::: Data

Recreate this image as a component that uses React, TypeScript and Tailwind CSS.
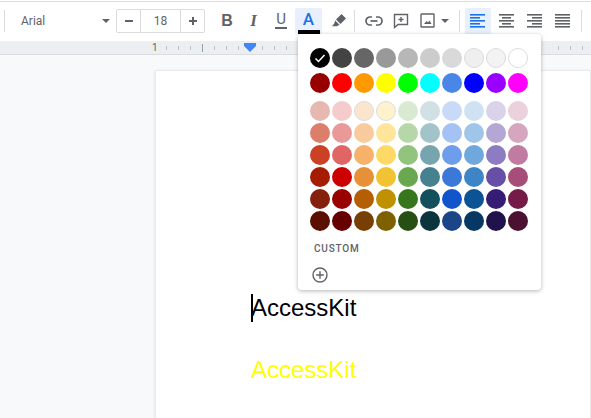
const palette = [
  ['#000000','#434343','#666666','#999999','#b7b7b7','#cccccc','#d9d9d9','#efefef','#f3f3f3','#ffffff'],
  ['#980000','#ff0000','#ff9900','#ffff00','#00ff00','#00ffff','#4a86e8','#0000ff','#9900ff','#ff00ff'],
  ['#e6b8af','#f4cccc','#fce5cd','#fff2cc','#d9ead3','#d0e0e3','#c9daf8','#cfe2f3','#d9d2e9','#ead1dc'],
  ['#dd7e6b','#ea9999','#f9cb9c','#ffe599','#b6d7a8','#a2c4c9','#a4c2f4','#9fc5e8','#b4a7d6','#d5a6bd'],
  ['#cc4125','#e06666','#f6b26b','#ffd966','#93c47d','#76a5af','#6d9eeb','#6fa8dc','#8e7cc3','#c27ba0'],
  ['#a61c00','#cc0000','#e69138','#f1c232','#6aa84f','#45818e','#3c78d8','#3d85c6','#674ea7','#a64d79'],
  ['#85200c','#990000','#b45f06','#bf9000','#38761d','#134f5c','#1155cc','#0b5394','#351c75','#741b47'],
  ['#5b0f00','#660000','#783f04','#7f6000','#274e13','#0c343d','#1c4587','#073763','#20124d','#4c1130'],
];

function Swatch({ c, check }: { c: string; check?: boolean }) {
  const light = ['#efefef', '#f3f3f3', '#ffffff', '#fff2cc', '#fce5cd'].includes(c);
  return (
    <div
      className={`flex h-5 w-5 items-center justify-center rounded-full ${light ? 'border border-[#dadce0]' : ''}`}
      style={{ backgroundColor: c }}
    >
      {check && (
        <svg width="14" height="14" viewBox="0 0 14 14" fill="none" stroke="#fff" strokeWidth="1.5">
          <path d="M2.5 7.5 L5.5 10.5 L11.5 4" />
        </svg>
      )}
    </div>
  );
}

function Sep() {
  return <div className="h-[22px] w-px shrink-0 bg-[#dadce0]" />;
}

function Caret() {
  return <div className="h-0 w-0 border-x-[4px] border-t-[4px] border-x-transparent border-t-[#5f6368]" />;
}

function AlignIcon({ lines, color }: { lines: [number, number][]; color: string }) {
  return (
    <svg width="16" height="16" viewBox="0 0 16 16" fill={color}>
      {lines.map(([x, w], i) => (
        <rect key={i} x={x} y={1 + i * 3} width={w} height="1.6" />
      ))}
    </svg>
  );
}

const rulerTicks = [166, 178, 190, 214, 226, 238, 262, 274, 286, 558, 570, 582];

export default function App() {
  return (
    <div className="relative h-[418px] w-[591px] overflow-hidden bg-[#f8f9fa] font-['Roboto',sans-serif]">
      <div className="h-[2px] border-b border-[#dadce0] bg-white" />
      {/* toolbar */}
      <div className="flex h-[39px] items-center bg-white pb-[2px] text-[#5f6368]">
        <div className="ml-[4px]"><Sep /></div>
        <div className="ml-[16px] flex w-[95px] items-center justify-between pr-[6px] text-[12px]">
          <span>Arial</span>
          <Caret />
        </div>
        <div className="flex h-6 w-[89px] items-center rounded-[2px] border border-[#dadce0] text-[#444746]">
          <div className="flex h-full w-6 items-center justify-center border-r border-[#dadce0]">
            <div className="h-[2px] w-2 bg-[#5f6368]" />
          </div>
          <div className="flex h-full w-10 items-center justify-center border-r border-[#dadce0] text-[12px] text-[#5f6368]">18</div>
          <div className="relative flex h-full flex-1 items-center justify-center">
            <div className="h-[2px] w-2 bg-[#5f6368]" />
            <div className="absolute h-2 w-[2px] bg-[#5f6368]" />
          </div>
        </div>
        <div className="flex w-[32px] justify-center pl-[5px] font-['Liberation_Sans',sans-serif] text-[16px] font-bold">
          <span className="ml-[7px]">B</span>
        </div>
        <div className="flex w-[28px] justify-center font-['Liberation_Serif',serif] text-[17px] font-bold italic">
          <span className="ml-[5px]">I</span>
        </div>
        <div className="flex w-[29px] flex-col items-center">
          <span className="ml-[3px] text-[15px] leading-[15px]">U</span>
          <div className="ml-[3px] h-[2px] w-[12px] bg-[#5f6368]" />
        </div>
        {/* text colour */}
        <div className="ml-[1px] flex h-[26px] w-[27px] flex-col items-center rounded-[2px] bg-[#e8f0fe] text-[#1a73e8]">
          <span className="mt-[2px] text-[17px] font-medium leading-[19px]">A</span>
          <div className="mt-[1px] h-[4px] w-[22px] bg-black" />
        </div>
        <div className="flex w-[33px] justify-center">
          <svg width="16" height="16" viewBox="0 0 16 16" fill="#5f6368">
            <path d="M10.5 1 L15 5.5 L9.5 11 L5 6.5 Z" />
            <path d="M4.2 7.5 L8.5 11.8 L6 13.2 L3.5 13.2 L1 13.2 L3.2 10.5 Z" />
          </svg>
        </div>
        <div className="ml-[-1px]"><Sep /></div>
        <div className="flex w-[37px] justify-center">
          <svg width="18" height="10" viewBox="0 0 18 10" fill="none" stroke="#5f6368" strokeWidth="1.7">
            <path d="M7 1 H5 a4 4 0 0 0 0 8 h2" />
            <path d="M11 1 h2 a4 4 0 0 1 0 8 h-2" />
            <path d="M5.5 5 h7" />
          </svg>
        </div>
        <div className="flex w-[17px] justify-center">
          <svg width="16" height="16" viewBox="0 0 16 16" fill="none" stroke="#5f6368" strokeWidth="1.4" className="shrink-0">
            <path d="M1.5 1.5 H14.5 V11.5 H5 L1.5 14.5 Z" />
            <path d="M8 4 V9 M5.5 6.5 H10.5" />
          </svg>
        </div>
        <div className="ml-[11px] flex w-[15px] justify-center">
          <svg width="15" height="15" viewBox="0 0 15 15" fill="none" stroke="#5f6368" strokeWidth="1.4" className="shrink-0">
            <rect x="1" y="1" width="13" height="13" rx="0.5" />
            <path d="M4 11 L6.5 8 L8 9.5 L9.5 7.5 L11.5 11 Z" fill="#5f6368" stroke="none" />
          </svg>
        </div>
        <div className="ml-[6px]"><Caret /></div>
        <div className="ml-[10px]"><Sep /></div>
        <div className="ml-[5px] flex h-[26px] w-[26px] items-center justify-center rounded-[2px] bg-[#e8f0fe]">
          <AlignIcon color="#1a73e8" lines={[[0,15],[0,10],[0,15],[0,10],[0,15]]} />
        </div>
        <div className="ml-[2px] flex w-[28px] justify-center">
          <AlignIcon color="#5f6368" lines={[[0,15],[3,9],[0,15],[3,9],[0,15]]} />
        </div>
        <div className="flex w-[28px] justify-center">
          <AlignIcon color="#5f6368" lines={[[0,15],[5,10],[0,15],[5,10],[0,15]]} />
        </div>
        <div className="flex w-[27px] justify-center">
          <AlignIcon color="#5f6368" lines={[[0,15],[0,15],[0,15],[0,15],[0,15]]} />
        </div>
        <div className="ml-[5px]"><Sep /></div>
      </div>
      {/* ruler */}
      <div className="relative h-[14px] border-b border-[#dadce0] bg-[#eceff1]">
        <span className="absolute left-[152px] top-0 text-[10px] leading-[14px] text-[#5f6368]">1</span>
        {rulerTicks.map((x) => (
          <div key={x} className="absolute top-[5px] h-[4px] w-px bg-[#bdc1c6]" style={{ left: x }} />
        ))}
        <div className="absolute left-[202px] top-[3px] h-[8px] w-px bg-[#9aa0a6]" />
        <div className="absolute left-[244px] top-[2px] h-[3px] w-[12px] bg-[#4285f4]" />
        <div className="absolute left-[244px] top-[5px] h-0 w-0 border-x-[6px] border-t-[6px] border-x-transparent border-t-[#4285f4]" />
      </div>
      {/* page */}
      <div className="ml-[155px] mt-[15px] h-[400px] border border-[#e8eaed] bg-white pl-[95px] pt-[223px] font-['Liberation_Sans',sans-serif] text-[24px] leading-[28px] shadow-sm">
        <div className="relative text-black">
          <div className="absolute left-0 top-0 h-[28px] w-[2px] bg-black" />
          AccessKit
        </div>
        <div className="mt-[34px] text-[#ffff00]">AccessKit</div>
      </div>
      {/* colour menu */}
      <div className="absolute left-[298px] top-[34px] h-[256px] w-[243px] rounded-[4px] bg-white px-[12px] pt-[14px] shadow-[0_1px_4px_rgba(0,0,0,0.3)]">
        <div className="flex flex-col gap-[2px]">
          {palette.map((row, i) => (
            <div key={i} className={`flex gap-[2px] ${i === 1 ? 'mb-[3px] mt-[3px]' : ''} ${i === 2 ? 'mt-[3px]' : ''}`}>
              {row.map((c, j) => (
                <Swatch key={c + j} c={c} check={i === 0 && j === 0} />
              ))}
            </div>
          ))}
        </div>
        <div className="ml-[4px] mt-[11px] text-[10px] font-medium leading-[14px] tracking-[0.8px] text-[#5f6368]">CUSTOM</div>
        <svg width="16" height="16" viewBox="0 0 16 16" fill="none" stroke="#5f6368" strokeWidth="1.4" className="ml-[2px] mt-[11px]">
          <circle cx="8" cy="8" r="7" />
          <path d="M8 4.2 V11.8 M4.2 8 H11.8" />
        </svg>
      </div>
    </div>
  );
}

::::::

### Exercise objective
Return nothing but the lines running from the start of the data to the line with "558, 570, 582];", please, both ends included and no pictures.

### Response to the exercise
Recreate this image as a component that uses React, TypeScript and Tailwind CSS.
const palette = [
  ['#000000','#434343','#666666','#999999','#b7b7b7','#cccccc','#d9d9d9','#efefef','#f3f3f3','#ffffff'],
  ['#980000','#ff0000','#ff9900','#ffff00','#00ff00','#00ffff','#4a86e8','#0000ff','#9900ff','#ff00ff'],
  ['#e6b8af','#f4cccc','#fce5cd','#fff2cc','#d9ead3','#d0e0e3','#c9daf8','#cfe2f3','#d9d2e9','#ead1dc'],
  ['#dd7e6b','#ea9999','#f9cb9c','#ffe599','#b6d7a8','#a2c4c9','#a4c2f4','#9fc5e8','#b4a7d6','#d5a6bd'],
  ['#cc4125','#e06666','#f6b26b','#ffd966','#93c47d','#76a5af','#6d9eeb','#6fa8dc','#8e7cc3','#c27ba0'],
  ['#a61c00','#cc0000','#e69138','#f1c232','#6aa84f','#45818e','#3c78d8','#3d85c6','#674ea7','#a64d79'],
  ['#85200c','#990000','#b45f06','#bf9000','#38761d','#134f5c','#1155cc','#0b5394','#351c75','#741b47'],
  ['#5b0f00','#660000','#783f04','#7f6000','#274e13','#0c343d','#1c4587','#073763','#20124d','#4c1130'],
];

function Swatch({ c, check }: { c: string; check?: boolean }) {
  const light = ['#efefef', '#f3f3f3', '#ffffff', '#fff2cc', '#fce5cd'].includes(c);
  return (
    <div
      className={`flex h-5 w-5 items-center justify-center rounded-full ${light ? 'border border-[#dadce0]' : ''}`}
      style={{ backgroundColor: c }}
    >
      {check && (
        <svg width="14" height="14" viewBox="0 0 14 14" fill="none" stroke="#fff" strokeWidth="1.5">
          <path d="M2.5 7.5 L5.5 10.5 L11.5 4" />
        </svg>
      )}
    </div>
  );
}

function Sep() {
  return <div className="h-[22px] w-px shrink-0 bg-[#dadce0]" />;
}

function Caret() {
  return <div className="h-0 w-0 border-x-[4px] border-t-[4px] border-x-transparent border-t-[#5f6368]" />;
}

function AlignIcon({ lines, color }: { lines: [number, number][]; color: string }) {
  return (
    <svg width="16" height="16" viewBox="0 0 16 16" fill={color}>
      {lines.map(([x, w], i) => (
        <rect key={i} x={x} y={1 + i * 3} width={w} height="1.6" />
      ))}
    </svg>
  );
}

const rulerTicks = [166, 178, 190, 214, 226, 238, 262, 274, 286, 558, 570, 582];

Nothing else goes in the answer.